►

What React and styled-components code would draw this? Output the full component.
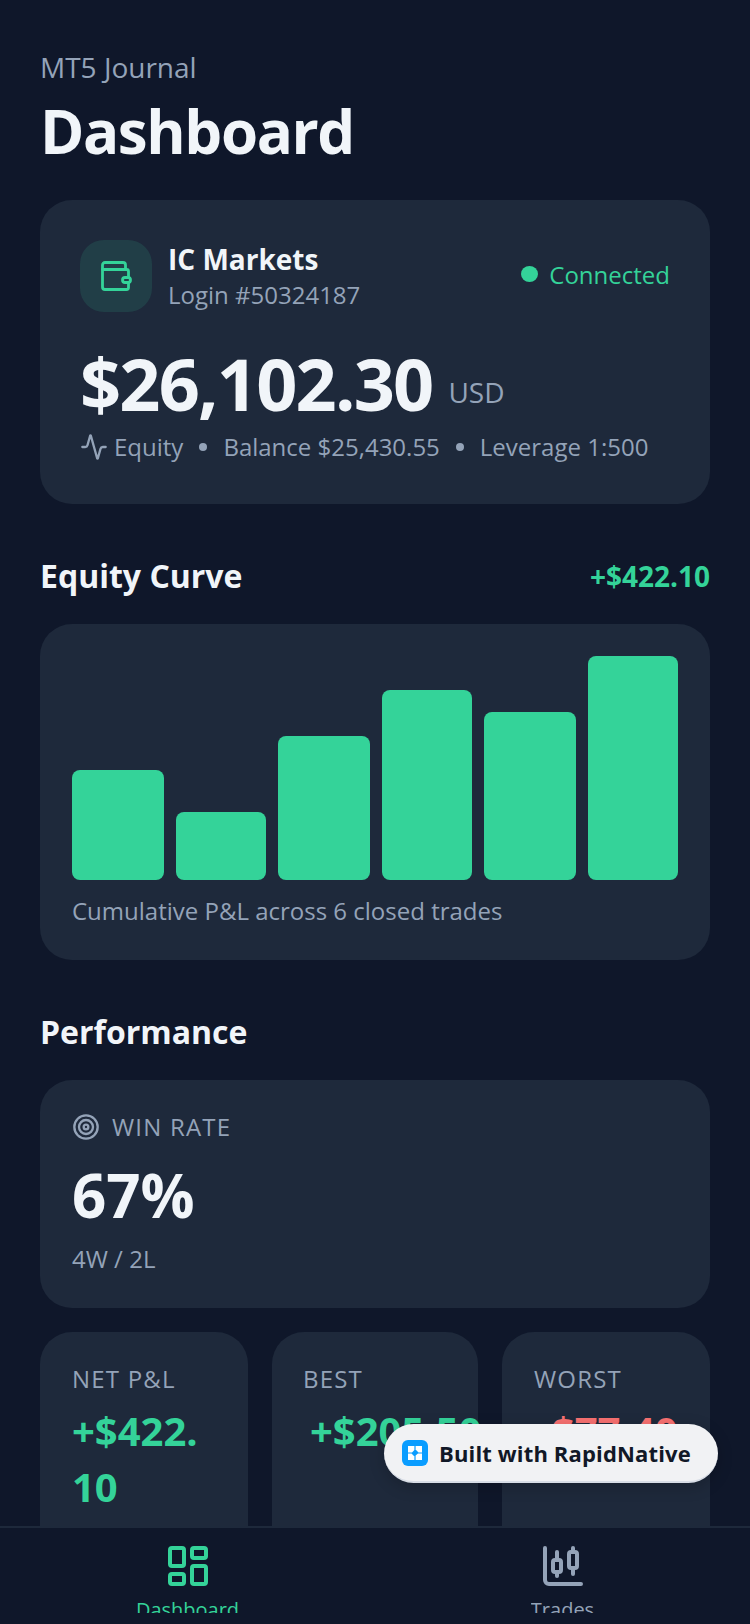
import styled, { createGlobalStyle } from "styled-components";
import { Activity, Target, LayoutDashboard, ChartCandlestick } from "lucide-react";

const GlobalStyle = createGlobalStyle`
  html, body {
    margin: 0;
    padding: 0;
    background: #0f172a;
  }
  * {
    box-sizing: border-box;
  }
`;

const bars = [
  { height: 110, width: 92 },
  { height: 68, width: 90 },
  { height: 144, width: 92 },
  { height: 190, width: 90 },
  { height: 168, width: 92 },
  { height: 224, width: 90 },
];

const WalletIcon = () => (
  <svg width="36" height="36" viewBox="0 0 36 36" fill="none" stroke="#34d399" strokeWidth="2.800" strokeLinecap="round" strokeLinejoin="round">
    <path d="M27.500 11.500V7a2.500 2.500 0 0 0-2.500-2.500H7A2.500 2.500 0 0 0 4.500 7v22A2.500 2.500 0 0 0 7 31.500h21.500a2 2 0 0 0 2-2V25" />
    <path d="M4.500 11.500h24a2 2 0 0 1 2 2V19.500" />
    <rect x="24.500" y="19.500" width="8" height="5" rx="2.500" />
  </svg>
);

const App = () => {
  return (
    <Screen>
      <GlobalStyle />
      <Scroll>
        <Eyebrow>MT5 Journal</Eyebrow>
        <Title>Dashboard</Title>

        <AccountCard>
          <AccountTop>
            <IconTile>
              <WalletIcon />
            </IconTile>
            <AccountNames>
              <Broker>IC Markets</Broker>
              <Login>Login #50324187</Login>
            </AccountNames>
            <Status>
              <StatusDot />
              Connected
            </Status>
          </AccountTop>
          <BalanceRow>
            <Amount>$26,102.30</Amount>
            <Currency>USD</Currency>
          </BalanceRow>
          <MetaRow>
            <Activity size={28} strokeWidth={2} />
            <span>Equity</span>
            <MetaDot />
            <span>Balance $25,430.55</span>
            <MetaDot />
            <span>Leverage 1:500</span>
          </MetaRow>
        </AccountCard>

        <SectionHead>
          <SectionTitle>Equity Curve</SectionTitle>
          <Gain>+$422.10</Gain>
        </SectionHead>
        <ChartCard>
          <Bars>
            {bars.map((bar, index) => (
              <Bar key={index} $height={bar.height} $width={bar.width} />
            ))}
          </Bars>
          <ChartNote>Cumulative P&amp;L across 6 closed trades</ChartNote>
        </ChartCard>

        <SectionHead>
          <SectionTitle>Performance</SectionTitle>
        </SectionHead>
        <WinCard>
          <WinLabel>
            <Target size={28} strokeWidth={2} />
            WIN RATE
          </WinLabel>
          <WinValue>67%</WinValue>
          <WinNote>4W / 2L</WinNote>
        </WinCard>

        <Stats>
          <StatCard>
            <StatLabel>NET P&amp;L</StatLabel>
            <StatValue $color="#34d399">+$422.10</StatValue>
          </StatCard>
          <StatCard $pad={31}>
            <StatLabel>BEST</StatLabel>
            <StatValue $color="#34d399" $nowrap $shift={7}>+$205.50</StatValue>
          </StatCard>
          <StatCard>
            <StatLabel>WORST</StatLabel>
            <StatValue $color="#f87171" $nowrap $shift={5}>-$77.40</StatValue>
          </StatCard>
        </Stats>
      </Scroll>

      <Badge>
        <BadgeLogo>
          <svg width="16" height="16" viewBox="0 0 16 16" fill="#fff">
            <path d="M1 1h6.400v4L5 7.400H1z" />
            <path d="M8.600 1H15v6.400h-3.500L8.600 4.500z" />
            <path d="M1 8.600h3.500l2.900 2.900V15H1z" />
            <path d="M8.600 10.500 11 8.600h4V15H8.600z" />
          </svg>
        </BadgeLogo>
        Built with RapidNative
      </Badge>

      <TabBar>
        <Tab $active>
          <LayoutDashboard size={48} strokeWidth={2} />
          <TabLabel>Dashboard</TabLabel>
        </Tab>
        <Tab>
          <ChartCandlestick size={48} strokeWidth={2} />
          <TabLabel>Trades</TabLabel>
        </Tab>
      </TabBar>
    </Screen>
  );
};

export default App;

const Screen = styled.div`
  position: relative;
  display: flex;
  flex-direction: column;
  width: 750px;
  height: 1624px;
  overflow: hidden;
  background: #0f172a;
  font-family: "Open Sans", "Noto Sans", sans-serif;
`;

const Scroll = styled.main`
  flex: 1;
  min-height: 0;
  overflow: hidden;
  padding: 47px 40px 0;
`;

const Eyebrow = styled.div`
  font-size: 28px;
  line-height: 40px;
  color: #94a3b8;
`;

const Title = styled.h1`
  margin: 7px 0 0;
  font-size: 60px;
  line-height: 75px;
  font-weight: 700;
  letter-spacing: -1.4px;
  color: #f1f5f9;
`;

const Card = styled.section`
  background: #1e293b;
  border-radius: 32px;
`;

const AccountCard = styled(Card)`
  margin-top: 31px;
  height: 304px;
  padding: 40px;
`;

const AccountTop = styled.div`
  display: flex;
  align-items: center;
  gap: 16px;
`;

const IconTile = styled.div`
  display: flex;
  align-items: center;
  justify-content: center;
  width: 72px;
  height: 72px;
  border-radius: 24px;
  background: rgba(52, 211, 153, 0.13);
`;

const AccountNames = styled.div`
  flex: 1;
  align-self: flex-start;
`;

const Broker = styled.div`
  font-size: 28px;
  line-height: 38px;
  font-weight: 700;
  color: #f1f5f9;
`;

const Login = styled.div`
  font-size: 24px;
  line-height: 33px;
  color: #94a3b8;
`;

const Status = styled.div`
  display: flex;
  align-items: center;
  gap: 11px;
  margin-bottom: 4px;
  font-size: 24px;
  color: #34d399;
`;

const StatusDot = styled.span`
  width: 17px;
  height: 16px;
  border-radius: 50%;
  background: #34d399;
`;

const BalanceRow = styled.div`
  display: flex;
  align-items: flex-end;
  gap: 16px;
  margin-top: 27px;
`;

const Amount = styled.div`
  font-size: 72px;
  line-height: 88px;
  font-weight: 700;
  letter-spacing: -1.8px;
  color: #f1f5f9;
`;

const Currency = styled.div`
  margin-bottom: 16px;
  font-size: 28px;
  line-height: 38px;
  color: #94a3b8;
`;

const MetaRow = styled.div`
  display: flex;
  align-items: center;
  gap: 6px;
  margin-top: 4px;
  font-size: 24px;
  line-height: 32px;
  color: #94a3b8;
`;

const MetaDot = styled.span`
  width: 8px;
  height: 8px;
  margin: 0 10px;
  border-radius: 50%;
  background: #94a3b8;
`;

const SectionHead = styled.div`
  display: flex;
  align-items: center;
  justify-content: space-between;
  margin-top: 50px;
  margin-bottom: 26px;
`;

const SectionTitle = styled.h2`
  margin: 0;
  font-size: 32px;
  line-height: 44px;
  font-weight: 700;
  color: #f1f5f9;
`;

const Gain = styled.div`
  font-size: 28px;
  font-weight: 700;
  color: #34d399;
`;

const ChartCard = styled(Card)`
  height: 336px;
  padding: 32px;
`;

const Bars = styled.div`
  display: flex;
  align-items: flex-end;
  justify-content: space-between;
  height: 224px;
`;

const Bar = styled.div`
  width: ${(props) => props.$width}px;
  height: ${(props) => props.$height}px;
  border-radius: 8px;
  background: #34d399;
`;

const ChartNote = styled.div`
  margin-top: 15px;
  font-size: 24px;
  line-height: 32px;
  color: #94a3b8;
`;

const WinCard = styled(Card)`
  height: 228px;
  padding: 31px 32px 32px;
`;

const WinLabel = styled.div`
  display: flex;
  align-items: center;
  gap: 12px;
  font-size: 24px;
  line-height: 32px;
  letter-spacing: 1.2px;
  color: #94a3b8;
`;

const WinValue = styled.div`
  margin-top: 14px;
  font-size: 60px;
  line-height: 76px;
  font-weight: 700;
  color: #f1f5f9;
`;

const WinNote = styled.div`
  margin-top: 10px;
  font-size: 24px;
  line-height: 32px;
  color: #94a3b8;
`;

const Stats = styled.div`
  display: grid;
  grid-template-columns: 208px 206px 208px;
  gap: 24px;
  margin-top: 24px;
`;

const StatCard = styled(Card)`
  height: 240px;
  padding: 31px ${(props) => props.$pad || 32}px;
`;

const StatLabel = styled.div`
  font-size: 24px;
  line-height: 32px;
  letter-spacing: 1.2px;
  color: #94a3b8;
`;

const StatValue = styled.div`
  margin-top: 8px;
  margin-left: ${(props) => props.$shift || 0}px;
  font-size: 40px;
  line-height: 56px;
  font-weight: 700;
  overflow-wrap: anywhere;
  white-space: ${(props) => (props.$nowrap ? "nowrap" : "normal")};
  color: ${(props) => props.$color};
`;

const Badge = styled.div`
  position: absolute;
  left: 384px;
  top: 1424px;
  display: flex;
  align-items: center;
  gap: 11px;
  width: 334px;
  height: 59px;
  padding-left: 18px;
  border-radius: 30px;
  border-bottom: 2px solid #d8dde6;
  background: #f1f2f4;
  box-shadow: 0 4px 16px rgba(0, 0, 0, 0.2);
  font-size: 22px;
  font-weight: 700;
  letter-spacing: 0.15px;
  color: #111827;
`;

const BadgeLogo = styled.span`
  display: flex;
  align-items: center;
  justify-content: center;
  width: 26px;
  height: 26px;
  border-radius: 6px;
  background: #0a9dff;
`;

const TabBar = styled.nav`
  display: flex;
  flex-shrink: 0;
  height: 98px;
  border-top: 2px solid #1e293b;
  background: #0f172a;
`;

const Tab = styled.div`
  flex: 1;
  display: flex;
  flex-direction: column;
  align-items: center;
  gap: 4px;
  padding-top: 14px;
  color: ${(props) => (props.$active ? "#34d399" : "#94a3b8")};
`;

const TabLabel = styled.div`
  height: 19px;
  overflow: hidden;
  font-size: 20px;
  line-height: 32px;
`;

◄

_Objective_. Restate each line from the start of the listing through the line bearing "<Title>Dashboard</Title>" word for word. Drop the pictures.

_Result_.
What React and styled-components code would draw this? Output the full component.
import styled, { createGlobalStyle } from "styled-components";
import { Activity, Target, LayoutDashboard, ChartCandlestick } from "lucide-react";

const GlobalStyle = createGlobalStyle`
  html, body {
    margin: 0;
    padding: 0;
    background: #0f172a;
  }
  * {
    box-sizing: border-box;
  }
`;

const bars = [
  { height: 110, width: 92 },
  { height: 68, width: 90 },
  { height: 144, width: 92 },
  { height: 190, width: 90 },
  { height: 168, width: 92 },
  { height: 224, width: 90 },
];

const WalletIcon = () => (
  <svg width="36" height="36" viewBox="0 0 36 36" fill="none" stroke="#34d399" strokeWidth="2.800" strokeLinecap="round" strokeLinejoin="round">
    <path d="M27.500 11.500V7a2.500 2.500 0 0 0-2.500-2.500H7A2.500 2.500 0 0 0 4.500 7v22A2.500 2.500 0 0 0 7 31.500h21.500a2 2 0 0 0 2-2V25" />
    <path d="M4.500 11.500h24a2 2 0 0 1 2 2V19.500" />
    <rect x="24.500" y="19.500" width="8" height="5" rx="2.500" />
  </svg>
);

const App = () => {
  return (
    <Screen>
      <GlobalStyle />
      <Scroll>
        <Eyebrow>MT5 Journal</Eyebrow>
        <Title>Dashboard</Title>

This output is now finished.